Хотел было Тарасов взять ружье с собой на реку, да увы — арбалет слишком тяжелый, чтобы в такую даль волочить, последние остатки сил по дороге вытянет. Поколебавшись немного, Тарасов все же не стал оставлять двухстволку около палатки, а, зацепив ремнем за шею, навесил ружье на себя. Сгорбился, чтобы было удобнее идти, накинул темляк ледоруба на запястье, двинулся по тропке к «рубиновой лаве». Присыпко, охая и хрипя, пошел следом.
Подходя к косине, оба, словно что-то почувствовав, оглянулись. От палатки отвалил еще один человек, заскользил за ними по тропке, заваливаясь то в одну сторону, то в другую, опираясь на ледоруб, который он держал в правой руке.
— Ты погляди, медалист-то наш! — не поверил Присыпко, обдался парком дыхания. — Горной болезнью страдающий, а!
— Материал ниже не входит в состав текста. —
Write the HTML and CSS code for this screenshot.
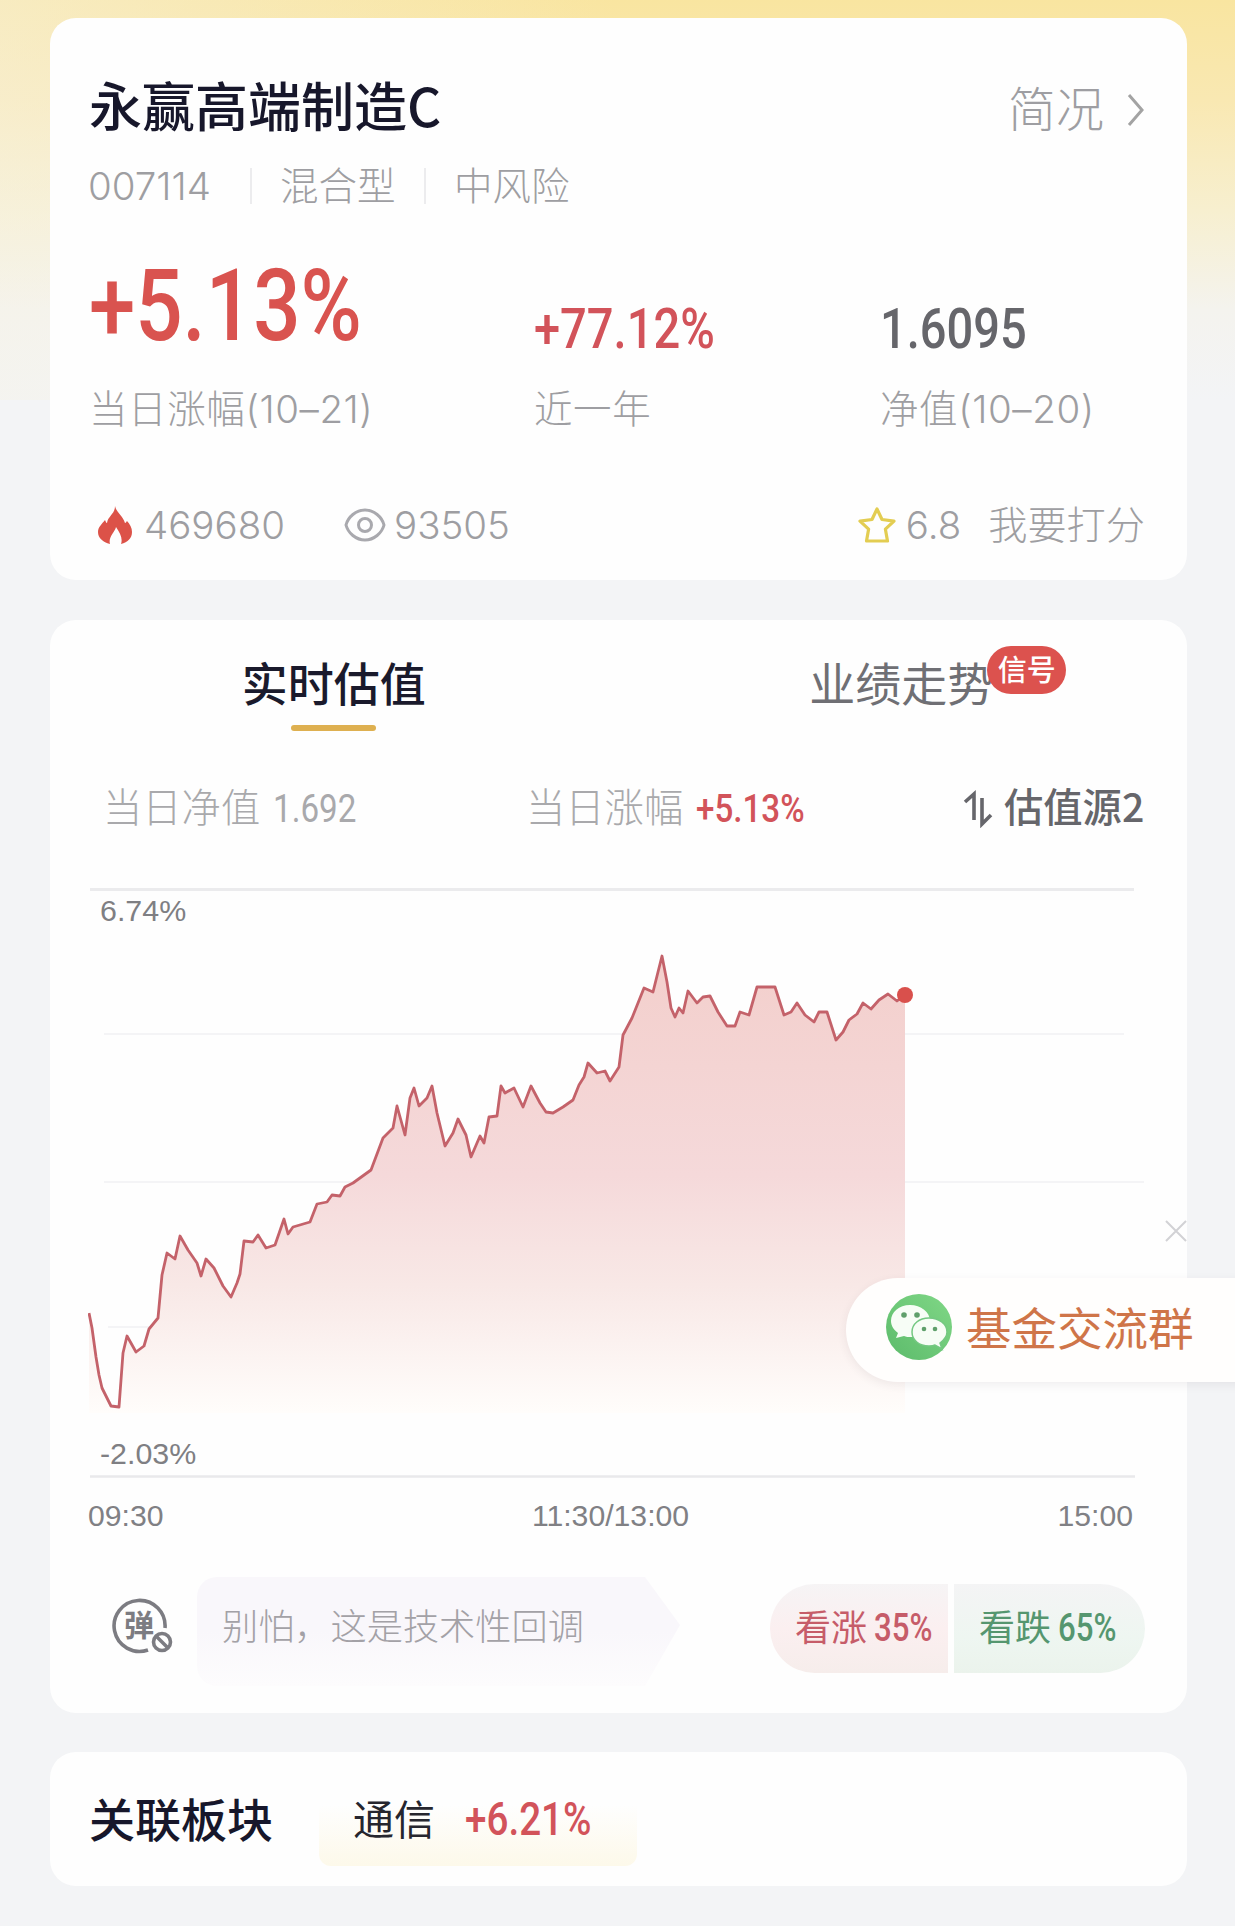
FILE: index.html
```html
<!DOCTYPE html>
<html lang="zh-CN">
<head>
    <meta charset="UTF-8">
    <meta name="viewport" content="width=device-width, initial-scale=1.0">
    <title>永赢高端制造C</title>
    <link rel="stylesheet" href="styles.css">
</head>
<body>
    <main class="page">
        <section class="card fund">
            <div class="fund-head">
                <h1>永赢高端制造C</h1>
                <a class="brief">简况
                    <svg width="18" height="34" viewBox="0 0 18 34"><path d="M2 2l13 15L2 32" fill="none" stroke="#a3a3a3" stroke-width="3"/></svg>
                </a>
            </div>
            <div class="meta">
                <span class="code">007114</span>
                <span class="type">混合型</span>
                <span class="risk">中风险</span>
            </div>
            <div class="stats">
                <div class="stat">
                    <div class="value"><span class="num big red">+5.13%</span></div>
                    <div class="label">当日涨幅(10–21)</div>
                </div>
                <div class="stat">
                    <div class="value"><span class="num mid red">+77.12%</span></div>
                    <div class="label">近一年</div>
                </div>
                <div class="stat">
                    <div class="value"><span class="num mid dark">1.6095</span></div>
                    <div class="label">净值(10–20)</div>
                </div>
            </div>
            <div class="counts">
                <svg class="fire" width="34" height="38" viewBox="0 0 34 38"><path d="M17 0C18 6 25 10 27 17C28 17 28 16 29 15C32 18 34 22 34 26C34 32 30 36 23 38C25 32 22 27 18 21C17 26 10 31 12 38C5 36 0 32 0 26C0 21 4 18 7 14C8 16 8 17 9 17C10 10 17 8 17 0Z" fill="#dc5248"/></svg>
                <span class="heat">469680</span>
                <svg class="eye" width="42" height="34" viewBox="0 0 42 34" fill="none" stroke="#a9a9ae" stroke-width="3"><path d="M2 17C4 9 12 2 21 2S38 9 40 17C38 25 30 32 21 32S4 25 2 17Z"/><circle cx="21" cy="17" r="6.5"/></svg>
                <span class="views">93505</span>
                <svg class="star" width="40" height="38" viewBox="0 0 40 38"><path d="M20 3l5 10.500 12 1.700-8.600 8 2.100 11.800H9.500l2.100-11.800L3 15.200l12-1.700z" fill="none" stroke="#e3cd52" stroke-width="3.200" stroke-linejoin="round"/></svg>
                <span class="score">6.8</span>
                <span class="rate">我要打分</span>
            </div>
        </section>

        <section class="card estimate">
            <div class="tabs">
                <div class="tab active">实时估值</div>
                <div class="tab"><span class="tab-text">业绩走势<span class="badge">信号</span></span></div>
            </div>
            <div class="info">
                <div>当日净值 <span class="num small thin">1.692</span></div>
                <div>当日涨幅 <span class="num small red">+5.13%</span></div>
                <div class="source">
                    <svg width="30" height="38" viewBox="0 0 30 38" fill="none" stroke="#66666b" stroke-width="3.600"><path d="M2 12l9-8v26"/><path d="M19 8v26l9-9"/></svg>
                    <span>估值源2</span>
                </div>
            </div>
            <svg class="chart" width="1060" height="592" viewBox="0 0 1060 592">
                <defs>
                    <linearGradient id="area" x1="0" y1="68" x2="0" y2="525" gradientUnits="userSpaceOnUse">
                        <stop offset="0" stop-color="#f3cfcc"/>
                        <stop offset="0.480" stop-color="#f5d9da"/>
                        <stop offset="0.720" stop-color="#f8e8e6"/>
                        <stop offset="1" stop-color="#fffdfb"/>
                    </linearGradient>
                </defs>
                <g stroke-width="2">
                    <path d="M2 1.500H1046" stroke="#ebebed" stroke-width="3"/>
                    <path d="M16 146H1036M16 294H1056M20 439H800" stroke="#f4f4f6"/>
                    <path d="M2 588.500H1047" stroke="#e9e9eb" stroke-width="2.500"/>
                </g>
                <path id="fill" fill="url(#area)"/>
                <path id="line" fill="none" stroke="#c4626a" stroke-width="2.800" stroke-linejoin="round"/>
                <circle cx="817" cy="107" r="8" fill="#d9504c"/>
                <text x="12" y="33">6.74%</text>
                <text x="12" y="576">-2.03%</text>
            </svg>
            <div class="axis">
                <span>09:30</span><span>11:30/13:00</span><span>15:00</span>
            </div>
            <div class="talk">
                <svg class="danmu" width="62" height="56" viewBox="0 0 62 56" fill="none" stroke="#7c7c82" stroke-width="3.600">
                    <path d="M53 30A25.500 25.500 0 1 0 36 52"/>
                    <text x="27" y="38" text-anchor="middle">弹</text>
                    <circle cx="50" cy="44" r="8.500"/>
                    <path d="M44 38l12 12"/>
                </svg>
                <div class="bubble">别怕，这是技术性回调</div>
                <div class="vote">
                    <div class="up">看涨<span class="num small">35%</span></div>
                    <div class="down">看跌<span class="num small">65%</span></div>
                </div>
            </div>
        </section>

        <section class="card sector">
            <h2>关联板块</h2>
            <div class="tag">通信<span class="num medium red">+6.21%</span></div>
        </section>

        <div class="group">
            <svg width="66" height="66" viewBox="0 0 66 66">
                <defs><linearGradient id="wx" x1="1" y1="0" x2="0" y2="1"><stop offset="0" stop-color="#80d786"/><stop offset="1" stop-color="#5cbb6b"/></linearGradient></defs>
                <circle cx="33" cy="33" r="33" fill="url(#wx)"/>
                <path d="M24 11C13 11 5 18 5 27C5 32 8 36 12 39L10 44L18 42C20 43 22 43 26 43C36 43 44 36 44 27S35 11 24 11Z" fill="#f7fdf6"/>
                <path d="M43 24C33 24 26 30 26 38S33 52 43 52C45 52 47 52 49 51L56 55L54 49C58 46 61 43 61 38C61 30 53 24 43 24Z" fill="#f7fdf6" stroke="#74c882" stroke-width="1.500"/>
                <g fill="#5f9f6b"><circle cx="18" cy="21" r="2.800"/><circle cx="31" cy="21" r="2.800"/><circle cx="38" cy="35" r="2.300"/><circle cx="49" cy="35" r="2.300"/></g>
            </svg>
            <span>基金交流群</span>
        </div>
        <svg class="close" width="24" height="24" viewBox="0 0 24 24"><path d="M2 2l20 20M22 2L2 22" stroke="#d2d2d5" stroke-width="2"/></svg>
    </main>

    <script src="chart.js"></script>
</body>
</html>
```
FILE: styles.css
```css
* {
    box-sizing: border-box;
}

body {
    margin: 0;
    font-family: Inter, "Noto Sans CJK SC", sans-serif;
    background-color: #f3f4f6;
    color: #9e9ea2;
}

.page {
    position: relative;
    height: 1926px;
    padding: 18px 48px 0 50px;
    overflow: hidden;
    background:
        linear-gradient(to right, rgba(246, 243, 232, 0.450), rgba(246, 243, 232, 0) 50%) 0 0 / 100% 400px no-repeat,
        linear-gradient(to bottom, #f9e5a0 0, #f9e8b2 100px, #f7efcf 210px, #f4f3ee 310px, #f3f4f6 400px);
}

.card {
    border-radius: 26px;
    background-color: #fefefe;
}

/* fund summary */
.fund {
    height: 562px;
    padding: 51px 42px 0 39px;
}

.fund-head {
    display: flex;
    justify-content: space-between;
    height: 70px;
    line-height: 70px;
}

h1 {
    margin: 0;
    font-family: "Noto Sans CJK SC", sans-serif;
    font-size: 53px;
    font-weight: 500;
    color: #17172b;
}

.brief {
    display: flex;
    align-items: center;
    gap: 23px;
    padding-top: 12px;
    font-size: 48px;
    font-weight: 300;
}

.meta {
    display: flex;
    align-items: center;
    height: 50px;
    margin-top: 22px;
    font-size: 38.500px;
    font-weight: 300;
    line-height: 50px;
}

.code {
    width: 162px;
    margin-left: -1px;
}

.type,
.risk {
    height: 36px;
    line-height: 36px;
    border-left: 2px solid #ececee;
}

.type {
    width: 174px;
    padding-left: 28px;
}

.risk {
    padding-left: 28px;
}

.stats {
    display: grid;
    grid-template-columns: 445px 346px 1fr;
    margin-top: 19px;
}

.value {
    display: flex;
    align-items: flex-end;
    height: 154px;
}

.label {
    height: 50px;
    font-size: 38.500px;
    font-weight: 300;
    letter-spacing: 0.600px;
    line-height: 50px;
    white-space: nowrap;
}

/* condensed figures */
.num {
    display: inline-block;
    font-family: Roboto, sans-serif;
    font-weight: 500;
    transform: scaleX(0.840);
    transform-origin: left;
}

.big {
    font-size: 101px;
    line-height: 156px;
    transform: scaleX(0.825);
}

.mid {
    font-size: 56px;
    line-height: 109px;
}

.medium {
    font-size: 46px;
}

.small {
    font-size: 39.500px;
}

.thin {
    font-weight: 400;
}

.red {
    color: #d2535a;
}

.big.red {
    color: #d9534f;
}

.dark {
    color: #66666b;
}

.counts {
    display: flex;
    align-items: center;
    height: 50px;
    margin-top: 66px;
    padding-left: 9px;
    font-size: 38.500px;
    font-weight: 300;
    line-height: 50px;
}

.heat {
    width: 200px;
    margin-left: 12px;
}

.eye {
    margin-right: 8px;
}

.star {
    margin-left: auto;
}

.score {
    margin: 0 27px 0 9px;
}

.rate {
    font-size: 39.200px;
}

/* estimate card */
.estimate {
    height: 1093px;
    margin-top: 40px;
    padding: 31px 0 0;
}

.tabs {
    display: flex;
    height: 80px;
    padding-right: 2px;
    font-size: 46px;
    line-height: 66px;
    text-align: center;
    color: #6f6f74;
}

.tab {
    flex: 1;
}

.active {
    font-weight: 500;
    color: #1a1a2c;
}

.active::after {
    content: "";
    display: block;
    width: 85px;
    height: 6px;
    margin: 8px auto 0;
    border-radius: 3px;
    background-color: #deb050;
}

.tab-text {
    position: relative;
}

.badge {
    position: absolute;
    left: 178px;
    top: -10px;
    width: 79px;
    height: 48px;
    border-radius: 24px;
    background-color: #dc524e;
    color: #fff;
    font-size: 29px;
    font-weight: 500;
    line-height: 49px;
}

.info {
    display: grid;
    grid-template-columns: 423px 437px auto;
    height: 50px;
    margin-top: 52px;
    padding-left: 53px;
    font-size: 39.300px;
    font-weight: 300;
    line-height: 50px;
    white-space: nowrap;
    color: #a9a9ac;
}

.info .num {
    margin-left: 2px;
}

.source {
    display: flex;
    align-items: center;
    gap: 11px;
    font-family: "Noto Sans CJK SC", sans-serif;
    font-weight: 500;
    color: #66666b;
}

.source span {
    margin-top: -7px;
}

.chart {
    display: block;
    margin: 55px 0 0 38px;
}

.chart text {
    font-family: "Liberation Sans", sans-serif;
    font-size: 30.400px;
    fill: #7f7f83;
}

.axis {
    display: flex;
    justify-content: space-between;
    height: 50px;
    margin: 11px 54px 0 38px;
    font-family: "Liberation Sans", sans-serif;
    font-size: 30.200px;
    line-height: 50px;
    color: #808084;
}

.talk {
    display: flex;
    align-items: center;
    height: 109px;
    margin-top: 36px;
    padding-left: 62px;
}

.danmu {
    margin-top: -12px;
}

.chart + .axis + .talk .danmu text {
    font-family: "Noto Sans CJK SC", sans-serif;
    font-size: 30px;
    font-weight: 700;
    fill: #7c7c82;
    stroke: none;
}

.bubble {
    width: 483px;
    height: 109px;
    margin-left: 23px;
    padding-left: 25px;
    border-radius: 20px 0 0 20px;
    background: linear-gradient(to bottom, #f9f7fb 50%, #fdfcfd);
    clip-path: polygon(0 0, 448px 0, 100% 48px, 448px 100%, 0 100%);
    font-size: 36.200px;
    font-weight: 300;
    line-height: 100px;
    color: #a3a1a6;
}

.vote {
    display: flex;
    gap: 6px;
    height: 89px;
    margin: -7px 0 0 90px;
    font-size: 36px;
    line-height: 88px;
    white-space: nowrap;
}

.vote .num {
    margin-left: 7px;
    transform: scaleX(0.790);
}

.up {
    width: 178px;
    padding-left: 25px;
    border-radius: 45px 0 0 45px;
    background: linear-gradient(to bottom, #f6f4f5, #fbeff0 50%, #f6edeb);
    color: #c65c69;
}

.down {
    width: 191px;
    padding-left: 25px;
    border-radius: 0 45px 45px 0;
    background: linear-gradient(to bottom, #f4f4f5, #eef6f1 60%, #ebf3ec);
    color: #55966f;
}

/* related sector */
.sector {
    display: flex;
    align-items: center;
    height: 134px;
    margin-top: 39px;
    padding-left: 39px;
}

h2 {
    margin: -4px 0 0;
    font-family: "Noto Sans CJK SC", sans-serif;
    font-size: 46px;
    font-weight: 500;
    color: #17172b;
}

.tag {
    width: 318px;
    height: 94px;
    margin-left: 46px;
    padding-left: 34px;
    border-radius: 12px;
    background: linear-gradient(to bottom, #fefefe 35%, #fdf9ea);
    font-size: 41px;
    line-height: 95px;
    white-space: nowrap;
    color: #26262e;
}

.tag .num {
    margin-left: 30px;
}

/* floating chat entry */
.group {
    position: absolute;
    left: 846px;
    top: 1278px;
    display: flex;
    align-items: center;
    gap: 14px;
    width: 420px;
    height: 104px;
    padding: 0 0 6px 40px;
    border-radius: 52px 0 0 52px;
    background-color: #fffefd;
    box-shadow: 0 3px 10px rgba(60, 50, 60, 0.080);
    font-size: 45.500px;
    color: #cf7549;
    white-space: nowrap;
}

.group span {
    margin-top: -3px;
}

.close {
    position: absolute;
    left: 1164px;
    top: 1219px;
}
```
FILE: chart.js
```js
// intraday estimate, [x, y] in chart units
const points = [
    [1,425],[4,440],[8,469],[11,487],[14,500],[23,518],[31,519],[35,465],[39,448],[48,464],
    [56,458],[61,441],[70,430],[74,387],[79,365],[87,371],[92,348],[100,362],[109,375],[113,388],
    [118,371],[126,380],[135,398],[143,409],[149,395],[152,386],[156,353],[165,354],[170,347],[178,360],
    [187,357],[196,331],[200,346],[205,339],[222,334],[229,316],[239,314],[244,307],[252,308],[257,299],
    [265,295],[283,282],[295,250],[305,240],[309,218],[317,247],[322,210],[326,200],[331,218],[339,210],
    [344,198],[349,225],[357,258],[365,245],[370,231],[378,247],[383,269],[392,248],[396,255],[401,229],
    [409,228],[413,198],[417,205],[426,200],[435,219],[443,198],[452,215],[458,224],[465,225],[475,219],
    [485,212],[491,197],[496,189],[500,175],[509,185],[517,183],[522,193],[531,179],[535,147],[544,130],
    [556,100],[565,104],[574,68],[579,94],[583,120],[587,129],[591,120],[595,125],[600,103],[609,115],
    [615,109],[622,108],[630,124],[639,138],[647,138],[652,124],[661,127],[669,99],[687,99],[696,127],
    [703,124],[709,115],[717,127],[726,134],[731,124],[739,124],[748,152],[755,144],[761,132],[769,126],
    [775,115],[783,121],[791,112],[800,106],[809,113],[817,107]
];

const d = 'M' + points.map(p => p.join(' ')).join('L');
document.getElementById('line').setAttribute('d', d);
document.getElementById('fill').setAttribute('d', d + 'V525H1Z');
```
На свои двои поднялся... тоже на разработки топает.
— А ты думал! Жажда Клондайка...
— Может, подстрелить его? В суп.
— Не шути так глупо.
— Ладно, хрен с ним. На Большой земле за все расплатимся.
— Охота с этим дерьмом связываться. Это ж... вонь! Руки потом дурно пахнуть будут.
— Ничего, руки мы потом отмоем, пемзой ототрем, французским одеколоном смочим — отстанет запах. Э-эх, какого маху мы дали, взяв его с собой. В медали, ч-черт побери, поверили.
— Кто ж знал. Начальство настаивало. Продыху не было. Давили сильно. Говорят, он сын чей-то? Правда?
— Правда. Теперь за это расплачиваемся. А раз сынок, то еще и к ответу нас привлекут. Но морду ему мы обязательно набьем.
Выковыривать рубины из лавы было нетрудно, они довольно свободно вышелушивались из гнезд, скакали затвердевшим мерзлым горохом по снегу, шлепались в изорванные перчатки добытчиков, некоторые камни раскалывались на кривоватые неравноценные дольки, и связчики без особого сожаления отшвыривали их в сторону. Целые же горошины складывали в железную банку из-под бульонных кубиков. Нашлась такая в рюкзаке запасливого Тарасова. Когда кубики были израсходованы, бульон выпит и освободилась тара, Тарасов выбрасывать тару не стал, а засунул в карман рюкзака и протащил с собою через весь ледник. Теперь вот пригодилась жестянка. Ох и темное, и азартное, и разбойное же это занятие — добывать рубины. В нем есть что-то недоброе и одновременно страшно увлекательное — от запретного плода что-то в нем, в такой работе и хворь, и слабости все, и голод, и немощь чуть ли не предсмертная, — все забывается.
Лежа на живота, они поддевали клювами, штычками ледорубов — кому как сподручнее — красноватые, в пепельно-серебристой обмазке зерна, выколупывали их из гнезд, оставляя в лаве граненые, схожие с пчелиными сотами углубления, обдавались паром, теряли силы, потели холодно, не обращая внимания ни на снег, ни на ветер. Животами они мертво примерзли к косине, обдирали, оставляя во льду, подступающему к рубиновой жиле, пуговицы, звенья молний и завязки штормовок. И все равно они крушили и крушили ледорубами пласт, выковыривая из него дорогие дольки, сыпали добытое в пустые жестянки, гремели ими, поднося к голове, радовались извлеченным из лавы камням, как заправские старатели.